I have been using a special ground blade in 10" (8deg.) for quite some time. 1/2" to 1" in all kinds of wood. works great! Veritas makes a 8deg. guide for sawing the pin boards-excellent combo!
Thanks, SparkyII. If you haven't seen it, check out the 2012 video - search "dovetails on the table saw" on this site. Paolini's method allows you to cut both tails and pins on the table saw.
I have given this considerable thought and don't bother so can't answer your question exactly, but will offer an alternative perspective from a very occasional dovetail cutter.
With a katz-moses dovetail guide, I get very accurate cuts straight off the saw.
I'd probably change my tune if dovetails were a regular thing for me, but there is almost no setup time, so if I'm only doing one or two drawers or the corners of a box, cutting by hand is marginally quicker, at about 5-10 minutes per set, and of course I enjoy the process.
On the flip side, possibly because it is time consuming, perhaps because I am mostly making things my wife wants, or maybe because I do a lot of turning and larger outdoor projects, I don't design much that includes dovetails so it becomes a bit of a self-fulfilling prophecy.
I use a 8.5 degree dovetail blade made to order by Quinn Saw Company, St Louis. Great blade and service.
I used a simple and economical approach to create a blade that can cut a variety of dovetail angles. Just modify an inexpensive 7-1/4” carbide circ saw blade that has an ATB tooth pattern by removing every other carbide tip.
I started with a 40 tooth “Finish/Plywood” blade. Clamped it in a wood-jawed vise and used a punch against the back of each carbide tip to be removed and, importantly, aligned with the saw plate so I wouldn’t bend it. After making sure I was removing the correct teeth based upon the way my saw tilts, a quick rap on the punch and the carbide popped loose. I checked each removed tip area and cleaned up any stray bits of carbide or braising material.
Less than $10 and 10 minutes and I have a blade that can cut any dovetail angle up to the ATB angle, and it will also cut narrow pin openings if you favor that hand-cut look. It works great for me.
Top answer there.
Brilliant, and taps into the one downside to the Sawstop... you cannot use smaller blades. I gave away about 15 when I upgraded my saw.
I'm sorry, but I wouldn't use a blade where I punched half the teeth out. There's too much potential for really bad things to happen, just to save a little money. I'd buy a professionally ground blade. It's just not worth even a slight risk.
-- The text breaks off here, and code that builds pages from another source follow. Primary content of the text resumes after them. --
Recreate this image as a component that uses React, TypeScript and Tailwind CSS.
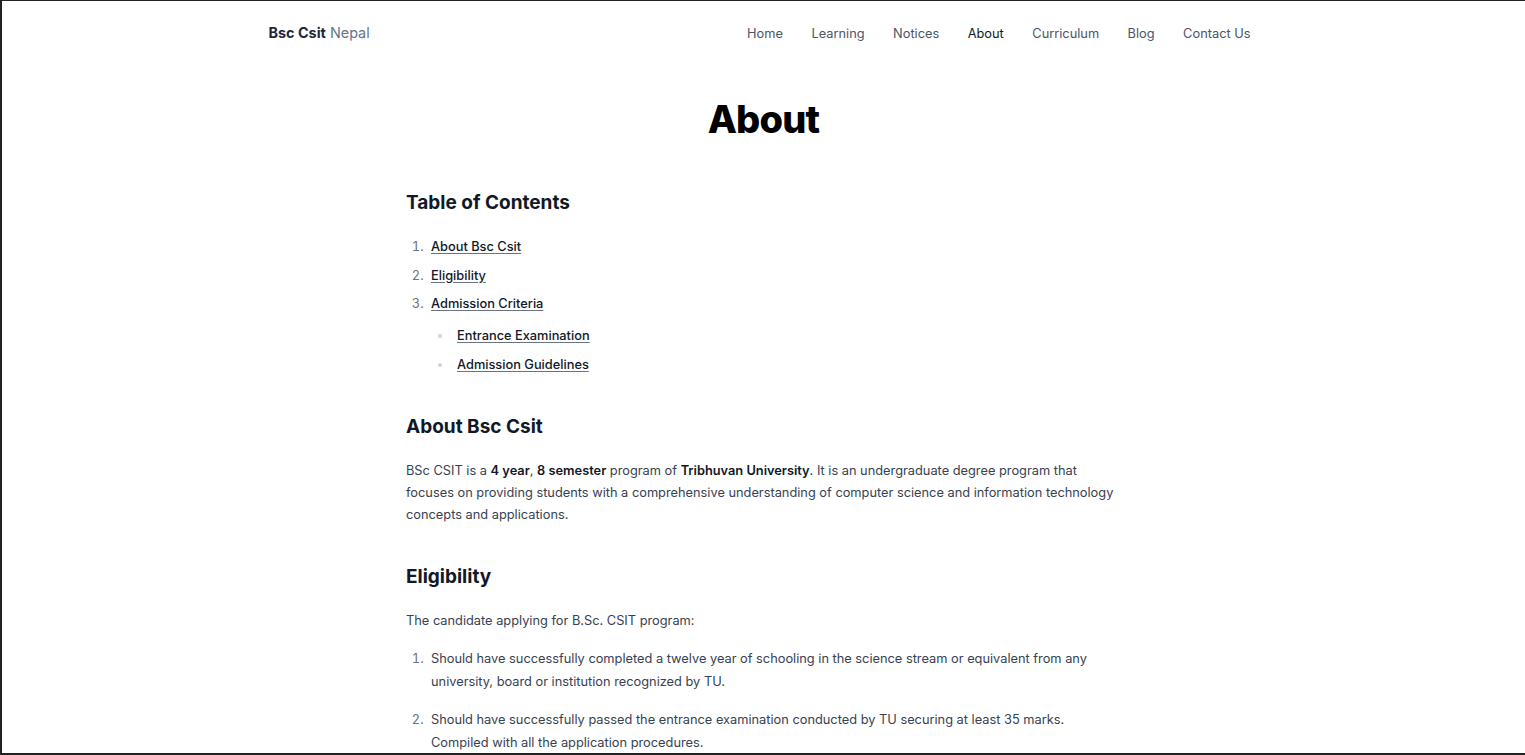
import React from 'react';

const navLinks = ['Home', 'Learning', 'Notices', 'About', 'Curriculum', 'Blog', 'Contact Us'];

const tocItems = ['About Bsc Csit', 'Eligibility', 'Admission Criteria'];
const tocSub = ['Entrance Examination', 'Admission Guidelines'];

const App: React.FC = () => {
  return (
    <div
      className="h-screen overflow-hidden bg-white border-t border-l-2 border-b-2 border-[#222222]"
      style={{ fontFamily: 'Inter, "Noto Sans", sans-serif' }}
    >
      {/* Header */}
      <header className="w-[990px] pr-[8px] mx-auto h-[64px] flex items-center justify-between">
        <a className="text-[14.4px]">
          <span className="font-bold text-[#1e293b]">Bsc Csit</span>{' '}
          <span className="text-[#64748b]">Nepal</span>
        </a>
        <nav className="flex items-center gap-[28.5px] text-[12.8px] pt-[2px]">
          {navLinks.map((link) => (
            <a key={link} className={link === 'About' ? 'text-[#111827]' : 'text-[#4b5563]'}>
              {link}
            </a>
          ))}
        </nav>
      </header>

      {/* Body */}
      <main className="w-[715px] mx-auto text-[12.8px] leading-[22px] text-[#374151]">
        <h1 className="mt-[30px] text-center text-[38px] leading-[48px] font-extrabold text-black tracking-[-0.8px]">
          About
        </h1>

        <h2 className="mt-[46px] text-[19px] leading-[28px] font-bold text-[#111827]">
          Table of Contents
        </h2>
        <ol className="mt-[19px] list-decimal pl-[21px] marker:text-[#6b7280]">
          {tocItems.map((item, i) => (
            <li key={item} className={i === 0 ? 'pl-[4px]' : 'pl-[4px] mt-[6.5px]'}>
              <a className="font-medium text-[#111827] underline decoration-[#6b7280] underline-offset-[2px]">{item}</a>
              {i === 2 && (
                <ul className="list-disc pl-[22px] marker:text-[#d1d5db]">
                  {tocSub.map((sub, j) => (
                    <li key={sub} className={j === 0 ? 'pl-[4px] mt-[10px]' : 'pl-[4px] mt-[7px]'}>
                      <a className="font-medium text-[#111827] underline decoration-[#6b7280] underline-offset-[2px]">
                        {sub}
                      </a>
                    </li>
                  ))}
                </ul>
              )}
            </li>
          ))}
        </ol>

        <h2 className="mt-[37px] text-[19px] leading-[28px] font-bold text-[#111827]">About Bsc Csit</h2>
        <p className="mt-[19px]">
          BSc CSIT is a <strong className="font-semibold text-[#111827]">4 year</strong>,{' '}
          <strong className="font-semibold text-[#111827]">8 semester</strong> program of{' '}
          <strong className="font-semibold text-[#111827]">Tribhuvan University</strong>. It is an undergraduate degree
          program that focuses on providing students with a comprehensive understanding of computer science and
          information technology concepts and applications.
        </p>

        <h2 className="mt-[37px] text-[19px] leading-[28px] font-bold text-[#111827]">Eligibility</h2>
        <p className="mt-[19px]">The candidate applying for B.Sc. CSIT program:</p>
        <ol className="mt-[15px] list-decimal pl-[21px] marker:text-[#6b7280] leading-[23px]">
          <li className="pl-[4px]">
            Should have successfully completed a twelve year of schooling in the science stream or equivalent from any
            university, board or institution recognized by TU.
          </li>
          <li className="pl-[4px] mt-[15px]">
            Should have successfully passed the entrance examination conducted by TU securing at least 35 marks.
            Compiled with all the application procedures.
          </li>
        </ol>
      </main>
    </div>
  );
};

export default App;
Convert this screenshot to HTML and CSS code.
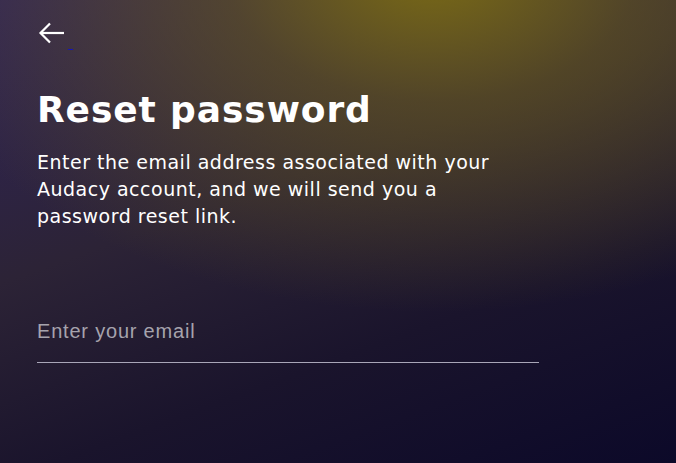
FILE: index.html
```html
<!DOCTYPE html>
<html lang="en">

<head>
    <meta charset="UTF-8">
    <meta name="viewport" content="width=device-width, initial-scale=1.0">
    <title>Reset password</title>
    <link rel="stylesheet" href="styles.css">
</head>

<body>
    <div class="page">
        <a class="back-link" href="#">
            <svg width="26" height="22" viewBox="0 0 26 22" fill="none" stroke="#fff" stroke-width="2.2">
                <path d="M26 11H3" />
                <path d="M12 1.5L2.5 11L12 20.5" />
            </svg>
            <span class="back-underline"></span>
        </a>
        <div class="content">
            <h1>Reset password</h1>
            <p class="intro">Enter the email address associated with your Audacy account, and we will send you a password reset link.</p>
            <form class="reset-form" onsubmit="return false">
                <input type="email" class="email-input" placeholder="Enter your email">
            </form>
        </div>
    </div>
</body>

</html>
```

FILE: styles.css
```css
/* Page background with the gold glow at the top */
html, body {
    margin: 0;
    height: 100%;
}

body {
    background:
        radial-gradient(ellipse 540px 340px at 64% -6%, rgba(126, 110, 18, 0.95) 0%, rgba(105, 90, 28, 0.6) 38%, rgba(60, 45, 40, 0) 100%),
        linear-gradient(160deg, #30245a 0%, #2c2336 40%, #1a142c 68%, #0c0929 100%);
    color: #fff;
    font-family: "DejaVu Sans", sans-serif;
}

.page {
    padding: 22px 37px;
}

/* Back arrow link */
.back-link {
    display: flex;
    align-items: flex-start;
    width: 36px;
    height: 30px;
}

.back-link svg {
    margin-left: 1px;
}

.back-underline {
    display: block;
    width: 5px;
    height: 1px;
    margin-top: 27px;
    margin-left: 4px;
    background: #1616b8;
}

/* Title and text */
.content {
    max-width: 502px;
}

h1 {
    margin: 36px 0 0;
    font-size: 36px;
    font-weight: 700;
    letter-spacing: 0.9px;
    line-height: 44px;
}

.intro {
    max-width: 470px;
    margin: 17px 0 0;
    font-size: 19px;
    line-height: 27px;
    letter-spacing: 0.5px;
}

/* Email field */
.reset-form {
    margin-top: 90px;
}

.email-input {
    width: 100%;
    box-sizing: border-box;
    padding: 0 0 19px;
    border: none;
    border-bottom: 1px solid #a9a6b8;
    background: transparent;
    color: #fff;
    font-family: "Liberation Sans", Arial, sans-serif;
    font-size: 20px;
    letter-spacing: 0.8px;
    outline: none;
}

.email-input::placeholder {
    color: #a6a3ad;
}
```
I make Baltic Birch boxes with a lot of dovetails. I've had excellent results with the Ridge 9.5 degree rip blade for the tails and the Freud Industrial Heavy Duty Rip 24T for the pins. They leave a tiny pip that's easily knocked out with a single chisel pare.
I had my sharpening service grind a 24T rip blade to 7°.
Nice idea with the circ saw blade. Can't use on a SawStop.
I did this too. If you go this route the sharpener will need to know which way your arbor tilts so its sharpened to the right direction.
I bought an 8 degree right tilt 10 inch blade from Ridge Carbide. I recommend them highly - reasonable rates, excellent service, and quick turnaround on sharpening too. They can custom sharpen your flat top blade to any degree you like if that suits you. Their dovetail blade works great and as far as setup time is concerned, it takes minutes and a couple of fine tuning tests and you are making tails quick (and accurately) as you like. I could never get the sawing thing right (at least for larger projects).